Conner Prairie serves as the summer home of the Indianapolis Symphony Orchestra. The Friday/Saturday "Symphony on the Prairie" concert series, once sponsored by the recently sold Marsh Supermarket chain, attracts some 90,000+ concertgoers each year, a substantial percentage of Conner Prairie's annual visitor count.
After a recent legal struggle with Earlham College, the museum is completely independent and has its own endowment. After the firing of its board members and President John Herbst by the board of Earlham, Ellen M. Rosenthal served as Interim Director. She is now the President of the museum.
Conner Prairie features several permanent attractions and numerous semi-regular events, including "Mystery on the Prairie" murder mystery evenings, the Headless Horseman ride in the autumn, candlelight tours, and country fair. It also hosts Civil War re-enactments, and Christmas holiday events and dinners.
The genuine Conner brick house and barn are preserved as a museum. Visitors can hear about how early Hoosiers cooked, spun and dyed thread and yarn, and cared for their animals and crops.
Liberty Corner recreates a rural community in 1886, with a schoolhouse, Quaker meeting house, authentic covered bridge, and farm (Victorian home and three-bay bank barn). Visitors might even catch a vintage base ball game.

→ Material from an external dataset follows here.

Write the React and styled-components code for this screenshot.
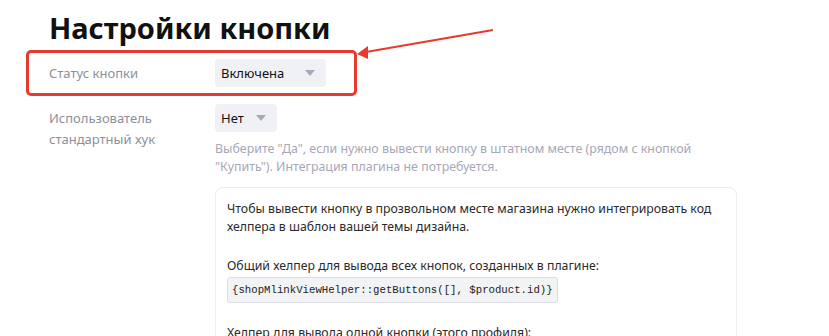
import React from 'react';
import styled, { createGlobalStyle } from 'styled-components';

const GlobalStyle = createGlobalStyle`
  body {
    margin: 0;
    background: #fff;
    font-family: "Noto Sans", "Open Sans", sans-serif;
    color: #222;
  }
`;

const Page = styled.div`
  position: relative;
  width: 829px;
  height: 336px;
  overflow: hidden;
  padding-left: 49px;
  box-sizing: border-box;
`;

const Title = styled.h1`
  margin: 0;
  padding-top: 10px;
  font-size: 29px;
  line-height: 36px;
  font-weight: 700;
  color: #111;
`;

const Form = styled.div`
  display: flex;
  flex-direction: column;
  gap: 17px;
  margin-top: 13px;
`;

const Row = styled.div`
  display: grid;
  grid-template-columns: 166px 522px;
  align-items: start;
`;

const Label = styled.div`
  font-size: 13px;
  line-height: 21px;
  color: #8b909c;
  padding-top: 4px;
`;

const Field = styled.div`
  display: flex;
  flex-direction: column;
  align-items: flex-start;
`;

const Select = styled.div`
  display: flex;
  align-items: center;
  justify-content: space-between;
  box-sizing: border-box;
  width: ${(p) => p.$width}px;
  height: 28px;
  padding: 0 11px 0 6px;
  background: #f0f1f5;
  border-radius: 4px;
  font-size: 13px;
  color: #111;
`;

const Caret = styled.span`
  width: 0;
  height: 0;
  border-left: 5px solid transparent;
  border-right: 5px solid transparent;
  border-top: 6px solid #a9a9ba;
`;

const Hint = styled.div`
  margin-top: 8px;
  font-size: 12.4px;
  line-height: 18px;
  color: #a7a7b6;
`;

const InfoBox = styled.div`
  margin-top: 11px;
  box-sizing: border-box;
  width: 522px;
  padding: 12px 11px 20px;
  border: 1px solid #ececef;
  border-radius: 8px;
  font-size: 12.3px;
  line-height: 18px;
  color: #2a2a2a;
`;

const Para = styled.p`
  margin: 0 0 21px;
`;

const Code = styled.code`
  display: inline-block;
  margin-top: 2px;
  padding: 3px 4px;
  background: #f2f3f5;
  border: 1px solid #dcdde3;
  border-radius: 3px;
  font-family: "Liberation Mono", monospace;
  font-size: 10.7px;
  line-height: 18px;
  color: #222;
`;

const Highlight = styled.div`
  position: absolute;
  left: 26px;
  top: 50px;
  width: 331px;
  height: 46px;
  box-sizing: border-box;
  border: 3px solid #e53a2f;
  border-radius: 5px;
  pointer-events: none;
`;

const Arrow = styled.svg`
  position: absolute;
  left: 0;
  top: 0;
  pointer-events: none;
`;

const App = () => {
  return (
    <Page>
      <GlobalStyle />
      <Title>Настройки кнопки</Title>
      <Form>
        <Row>
          <Label>Статус кнопки</Label>
          <Field>
            <Select $width={111}>
              Включена
              <Caret />
            </Select>
          </Field>
        </Row>
        <Row>
          <Label>
            Использователь
            <br />
            стандартный хук
          </Label>
          <Field>
            <Select $width={62}>
              Нет
              <Caret />
            </Select>
            <Hint>
              Выберите "Да", если нужно вывести кнопку в штатном месте (рядом с кнопкой
              <br />
              "Купить"). Интеграция плагина не потребуется.
            </Hint>
            <InfoBox>
              <Para>
                Чтобы вывести кнопку в прозвольном месте магазина нужно интегрировать код
                <br />
                хелпера в шаблон вашей темы дизайна.
              </Para>
              <Para>
                Общий хелпер для вывода всех кнопок, созданных в плагине:
                <br />
                <Code>{'{shopMlinkViewHelper::getButtons([], $product.id)}'}</Code>
              </Para>
              <Para>Хелпер для вывода одной кнопки (этого профиля):</Para>
            </InfoBox>
          </Field>
        </Row>
      </Form>
      <Highlight />
      <Arrow width="829" height="336">
        <line x1="493" y1="30" x2="366" y2="52" stroke="#e53a2f" strokeWidth="2" />
        <polygon points="357,54 368,46 368,59" fill="#e53a2f" />
      </Arrow>
    </Page>
  );
};

export default App;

Prairietown recreates a pioneer community in 1836, with a blacksmith shop, pottery shop, inn, doctor's office, schoolhouse, and several residences. Visitors arriving early in the day might help with morning chores.
Lenape Camp recreates bark and reed wigwams and a fur trade camp with a log cabin. Visitors can learn how the Lenape (Delaware Indians) lived in Indiana in 1816 and hunted and trapped animals to trade with white fur traders.